Exercise input —
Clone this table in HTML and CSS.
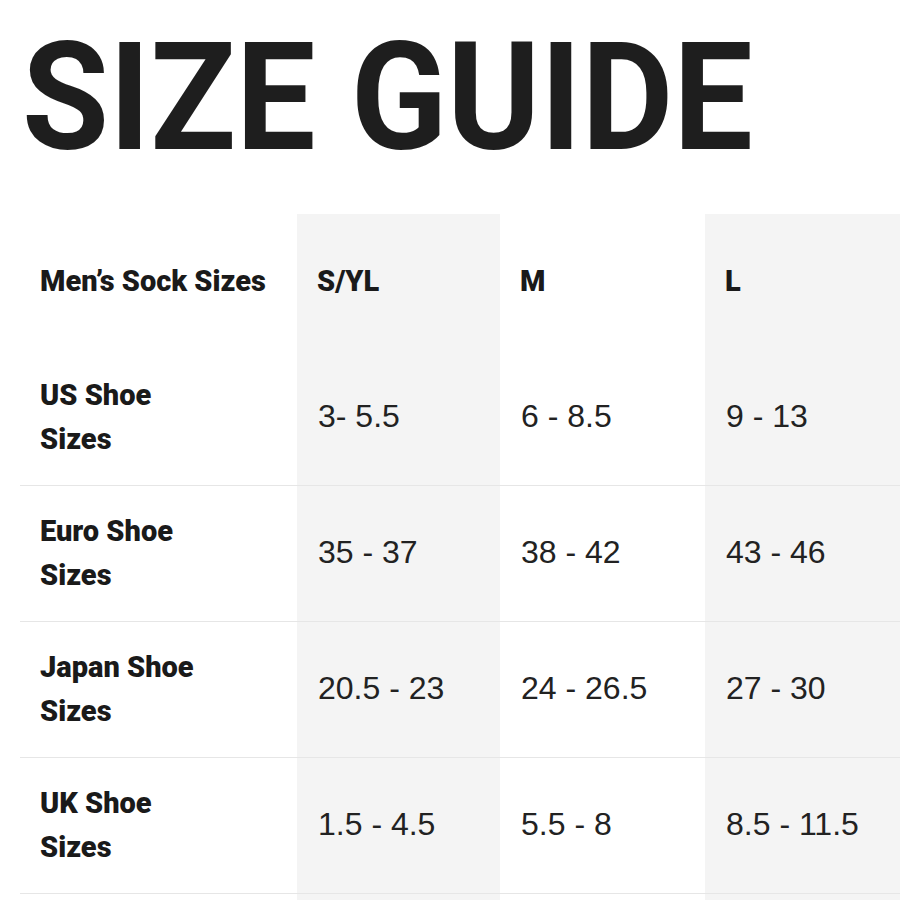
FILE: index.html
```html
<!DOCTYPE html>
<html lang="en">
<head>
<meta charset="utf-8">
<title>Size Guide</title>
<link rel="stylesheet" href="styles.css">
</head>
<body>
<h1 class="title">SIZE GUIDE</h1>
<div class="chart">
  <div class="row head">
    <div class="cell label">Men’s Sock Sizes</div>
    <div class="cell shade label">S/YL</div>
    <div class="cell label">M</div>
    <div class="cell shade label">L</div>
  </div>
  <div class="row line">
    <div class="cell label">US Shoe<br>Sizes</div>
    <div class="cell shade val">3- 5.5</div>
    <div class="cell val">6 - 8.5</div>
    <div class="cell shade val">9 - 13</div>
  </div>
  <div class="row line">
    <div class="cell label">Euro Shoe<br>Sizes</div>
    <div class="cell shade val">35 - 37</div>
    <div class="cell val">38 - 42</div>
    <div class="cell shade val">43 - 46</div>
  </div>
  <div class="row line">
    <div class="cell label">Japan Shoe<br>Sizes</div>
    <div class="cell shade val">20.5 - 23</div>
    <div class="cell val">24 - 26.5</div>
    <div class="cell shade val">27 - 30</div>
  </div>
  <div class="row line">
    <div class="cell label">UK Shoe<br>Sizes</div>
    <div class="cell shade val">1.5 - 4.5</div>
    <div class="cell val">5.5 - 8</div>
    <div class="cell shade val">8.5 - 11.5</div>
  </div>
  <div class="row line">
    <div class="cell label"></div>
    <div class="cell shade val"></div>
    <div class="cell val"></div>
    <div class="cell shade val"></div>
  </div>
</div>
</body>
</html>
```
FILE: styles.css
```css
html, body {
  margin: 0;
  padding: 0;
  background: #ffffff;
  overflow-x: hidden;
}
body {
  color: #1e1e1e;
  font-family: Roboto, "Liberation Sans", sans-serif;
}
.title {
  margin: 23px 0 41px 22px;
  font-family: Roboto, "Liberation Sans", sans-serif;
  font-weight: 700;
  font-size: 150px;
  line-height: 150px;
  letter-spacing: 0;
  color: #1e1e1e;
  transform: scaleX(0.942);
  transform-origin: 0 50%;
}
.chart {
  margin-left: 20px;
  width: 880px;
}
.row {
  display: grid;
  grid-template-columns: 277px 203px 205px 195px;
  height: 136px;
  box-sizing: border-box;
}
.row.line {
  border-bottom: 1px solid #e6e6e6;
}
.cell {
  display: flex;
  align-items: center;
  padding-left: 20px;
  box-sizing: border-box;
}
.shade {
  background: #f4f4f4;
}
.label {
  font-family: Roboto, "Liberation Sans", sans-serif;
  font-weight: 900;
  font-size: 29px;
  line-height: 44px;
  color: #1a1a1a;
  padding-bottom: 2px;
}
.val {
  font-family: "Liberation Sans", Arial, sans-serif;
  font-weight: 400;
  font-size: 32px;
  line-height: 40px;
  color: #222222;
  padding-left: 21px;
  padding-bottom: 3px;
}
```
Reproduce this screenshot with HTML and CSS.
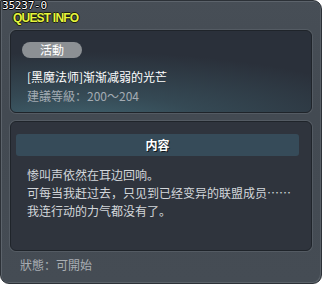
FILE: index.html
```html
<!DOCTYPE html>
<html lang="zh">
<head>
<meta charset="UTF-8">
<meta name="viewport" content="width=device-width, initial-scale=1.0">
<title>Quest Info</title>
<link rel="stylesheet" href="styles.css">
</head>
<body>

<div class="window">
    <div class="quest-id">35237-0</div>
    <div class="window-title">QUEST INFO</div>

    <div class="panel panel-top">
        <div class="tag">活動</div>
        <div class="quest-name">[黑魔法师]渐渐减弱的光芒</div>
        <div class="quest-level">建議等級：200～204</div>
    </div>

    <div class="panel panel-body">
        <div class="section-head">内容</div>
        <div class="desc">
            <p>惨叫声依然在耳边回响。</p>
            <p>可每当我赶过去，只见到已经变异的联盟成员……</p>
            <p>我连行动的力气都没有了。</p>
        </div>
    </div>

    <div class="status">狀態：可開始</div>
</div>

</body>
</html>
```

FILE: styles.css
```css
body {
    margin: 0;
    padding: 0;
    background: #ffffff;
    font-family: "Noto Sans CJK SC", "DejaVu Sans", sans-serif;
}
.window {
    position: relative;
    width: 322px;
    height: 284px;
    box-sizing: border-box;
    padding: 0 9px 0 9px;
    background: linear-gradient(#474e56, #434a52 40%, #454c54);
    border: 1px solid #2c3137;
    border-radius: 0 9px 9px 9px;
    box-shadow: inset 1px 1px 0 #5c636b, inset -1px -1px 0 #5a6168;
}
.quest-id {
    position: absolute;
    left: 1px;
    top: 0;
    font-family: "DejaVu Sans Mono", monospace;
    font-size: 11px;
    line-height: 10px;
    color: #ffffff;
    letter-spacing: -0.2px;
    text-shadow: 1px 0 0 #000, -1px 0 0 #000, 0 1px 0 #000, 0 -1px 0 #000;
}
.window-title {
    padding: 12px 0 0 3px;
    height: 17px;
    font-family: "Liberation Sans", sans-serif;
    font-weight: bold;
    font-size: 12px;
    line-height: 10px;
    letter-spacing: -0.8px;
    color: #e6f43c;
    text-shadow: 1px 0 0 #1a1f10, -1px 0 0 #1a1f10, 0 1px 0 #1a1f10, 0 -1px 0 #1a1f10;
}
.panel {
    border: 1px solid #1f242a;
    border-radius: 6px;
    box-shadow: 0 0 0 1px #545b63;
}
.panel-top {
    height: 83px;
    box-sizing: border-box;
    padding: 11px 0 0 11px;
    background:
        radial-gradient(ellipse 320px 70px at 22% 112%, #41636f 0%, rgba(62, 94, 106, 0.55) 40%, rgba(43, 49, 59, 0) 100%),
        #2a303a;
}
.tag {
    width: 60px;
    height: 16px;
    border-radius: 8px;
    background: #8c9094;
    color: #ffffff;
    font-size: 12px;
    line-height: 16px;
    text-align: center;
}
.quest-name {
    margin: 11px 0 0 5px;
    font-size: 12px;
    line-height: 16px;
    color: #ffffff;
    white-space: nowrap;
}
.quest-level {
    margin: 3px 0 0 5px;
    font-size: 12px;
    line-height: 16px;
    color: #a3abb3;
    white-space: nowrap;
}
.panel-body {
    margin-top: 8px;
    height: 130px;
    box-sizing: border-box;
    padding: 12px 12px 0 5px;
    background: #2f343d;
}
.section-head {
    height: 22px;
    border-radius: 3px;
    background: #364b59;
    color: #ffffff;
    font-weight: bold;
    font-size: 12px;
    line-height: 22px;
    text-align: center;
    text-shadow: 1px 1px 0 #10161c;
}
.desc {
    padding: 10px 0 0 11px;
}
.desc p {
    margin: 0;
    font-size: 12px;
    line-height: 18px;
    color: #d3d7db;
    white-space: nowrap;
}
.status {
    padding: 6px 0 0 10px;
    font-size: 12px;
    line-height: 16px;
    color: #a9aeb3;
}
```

Short exercise — Every line of the material is to be quoted exactly, with no pictures carried over.

Solution —
Clone this table in HTML and CSS.
FILE: index.html
```html
<!DOCTYPE html>
<html lang="en">
<head>
<meta charset="utf-8">
<title>Size Guide</title>
<link rel="stylesheet" href="styles.css">
</head>
<body>
<h1 class="title">SIZE GUIDE</h1>
<div class="chart">
  <div class="row head">
    <div class="cell label">Men’s Sock Sizes</div>
    <div class="cell shade label">S/YL</div>
    <div class="cell label">M</div>
    <div class="cell shade label">L</div>
  </div>
  <div class="row line">
    <div class="cell label">US Shoe<br>Sizes</div>
    <div class="cell shade val">3- 5.5</div>
    <div class="cell val">6 - 8.5</div>
    <div class="cell shade val">9 - 13</div>
  </div>
  <div class="row line">
    <div class="cell label">Euro Shoe<br>Sizes</div>
    <div class="cell shade val">35 - 37</div>
    <div class="cell val">38 - 42</div>
    <div class="cell shade val">43 - 46</div>
  </div>
  <div class="row line">
    <div class="cell label">Japan Shoe<br>Sizes</div>
    <div class="cell shade val">20.5 - 23</div>
    <div class="cell val">24 - 26.5</div>
    <div class="cell shade val">27 - 30</div>
  </div>
  <div class="row line">
    <div class="cell label">UK Shoe<br>Sizes</div>
    <div class="cell shade val">1.5 - 4.5</div>
    <div class="cell val">5.5 - 8</div>
    <div class="cell shade val">8.5 - 11.5</div>
  </div>
  <div class="row line">
    <div class="cell label"></div>
    <div class="cell shade val"></div>
    <div class="cell val"></div>
    <div class="cell shade val"></div>
  </div>
</div>
</body>
</html>
```
FILE: styles.css
```css
html, body {
  margin: 0;
  padding: 0;
  background: #ffffff;
  overflow-x: hidden;
}
body {
  color: #1e1e1e;
  font-family: Roboto, "Liberation Sans", sans-serif;
}
.title {
  margin: 23px 0 41px 22px;
  font-family: Roboto, "Liberation Sans", sans-serif;
  font-weight: 700;
  font-size: 150px;
  line-height: 150px;
  letter-spacing: 0;
  color: #1e1e1e;
  transform: scaleX(0.942);
  transform-origin: 0 50%;
}
.chart {
  margin-left: 20px;
  width: 880px;
}
.row {
  display: grid;
  grid-template-columns: 277px 203px 205px 195px;
  height: 136px;
  box-sizing: border-box;
}
.row.line {
  border-bottom: 1px solid #e6e6e6;
}
.cell {
  display: flex;
  align-items: center;
  padding-left: 20px;
  box-sizing: border-box;
}
.shade {
  background: #f4f4f4;
}
.label {
  font-family: Roboto, "Liberation Sans", sans-serif;
  font-weight: 900;
  font-size: 29px;
  line-height: 44px;
  color: #1a1a1a;
  padding-bottom: 2px;
}
.val {
  font-family: "Liberation Sans", Arial, sans-serif;
  font-weight: 400;
  font-size: 32px;
  line-height: 40px;
  color: #222222;
  padding-left: 21px;
  padding-bottom: 3px;
}
```
Reproduce this screenshot with HTML and CSS.
FILE: index.html
```html
<!DOCTYPE html>
<html lang="zh">
<head>
<meta charset="UTF-8">
<meta name="viewport" content="width=device-width, initial-scale=1.0">
<title>Quest Info</title>
<link rel="stylesheet" href="styles.css">
</head>
<body>

<div class="window">
    <div class="quest-id">35237-0</div>
    <div class="window-title">QUEST INFO</div>

    <div class="panel panel-top">
        <div class="tag">活動</div>
        <div class="quest-name">[黑魔法师]渐渐减弱的光芒</div>
        <div class="quest-level">建議等級：200～204</div>
    </div>

    <div class="panel panel-body">
        <div class="section-head">内容</div>
        <div class="desc">
            <p>惨叫声依然在耳边回响。</p>
            <p>可每当我赶过去，只见到已经变异的联盟成员……</p>
            <p>我连行动的力气都没有了。</p>
        </div>
    </div>

    <div class="status">狀態：可開始</div>
</div>

</body>
</html>
```

FILE: styles.css
```css
body {
    margin: 0;
    padding: 0;
    background: #ffffff;
    font-family: "Noto Sans CJK SC", "DejaVu Sans", sans-serif;
}
.window {
    position: relative;
    width: 322px;
    height: 284px;
    box-sizing: border-box;
    padding: 0 9px 0 9px;
    background: linear-gradient(#474e56, #434a52 40%, #454c54);
    border: 1px solid #2c3137;
    border-radius: 0 9px 9px 9px;
    box-shadow: inset 1px 1px 0 #5c636b, inset -1px -1px 0 #5a6168;
}
.quest-id {
    position: absolute;
    left: 1px;
    top: 0;
    font-family: "DejaVu Sans Mono", monospace;
    font-size: 11px;
    line-height: 10px;
    color: #ffffff;
    letter-spacing: -0.2px;
    text-shadow: 1px 0 0 #000, -1px 0 0 #000, 0 1px 0 #000, 0 -1px 0 #000;
}
.window-title {
    padding: 12px 0 0 3px;
    height: 17px;
    font-family: "Liberation Sans", sans-serif;
    font-weight: bold;
    font-size: 12px;
    line-height: 10px;
    letter-spacing: -0.8px;
    color: #e6f43c;
    text-shadow: 1px 0 0 #1a1f10, -1px 0 0 #1a1f10, 0 1px 0 #1a1f10, 0 -1px 0 #1a1f10;
}
.panel {
    border: 1px solid #1f242a;
    border-radius: 6px;
    box-shadow: 0 0 0 1px #545b63;
}
.panel-top {
    height: 83px;
    box-sizing: border-box;
    padding: 11px 0 0 11px;
    background:
        radial-gradient(ellipse 320px 70px at 22% 112%, #41636f 0%, rgba(62, 94, 106, 0.55) 40%, rgba(43, 49, 59, 0) 100%),
        #2a303a;
}
.tag {
    width: 60px;
    height: 16px;
    border-radius: 8px;
    background: #8c9094;
    color: #ffffff;
    font-size: 12px;
    line-height: 16px;
    text-align: center;
}
.quest-name {
    margin: 11px 0 0 5px;
    font-size: 12px;
    line-height: 16px;
    color: #ffffff;
    white-space: nowrap;
}
.quest-level {
    margin: 3px 0 0 5px;
    font-size: 12px;
    line-height: 16px;
    color: #a3abb3;
    white-space: nowrap;
}
.panel-body {
    margin-top: 8px;
    height: 130px;
    box-sizing: border-box;
    padding: 12px 12px 0 5px;
    background: #2f343d;
}
.section-head {
    height: 22px;
    border-radius: 3px;
    background: #364b59;
    color: #ffffff;
    font-weight: bold;
    font-size: 12px;
    line-height: 22px;
    text-align: center;
    text-shadow: 1px 1px 0 #10161c;
}
.desc {
    padding: 10px 0 0 11px;
}
.desc p {
    margin: 0;
    font-size: 12px;
    line-height: 18px;
    color: #d3d7db;
    white-space: nowrap;
}
.status {
    padding: 6px 0 0 10px;
    font-size: 12px;
    line-height: 16px;
    color: #a9aeb3;
}
```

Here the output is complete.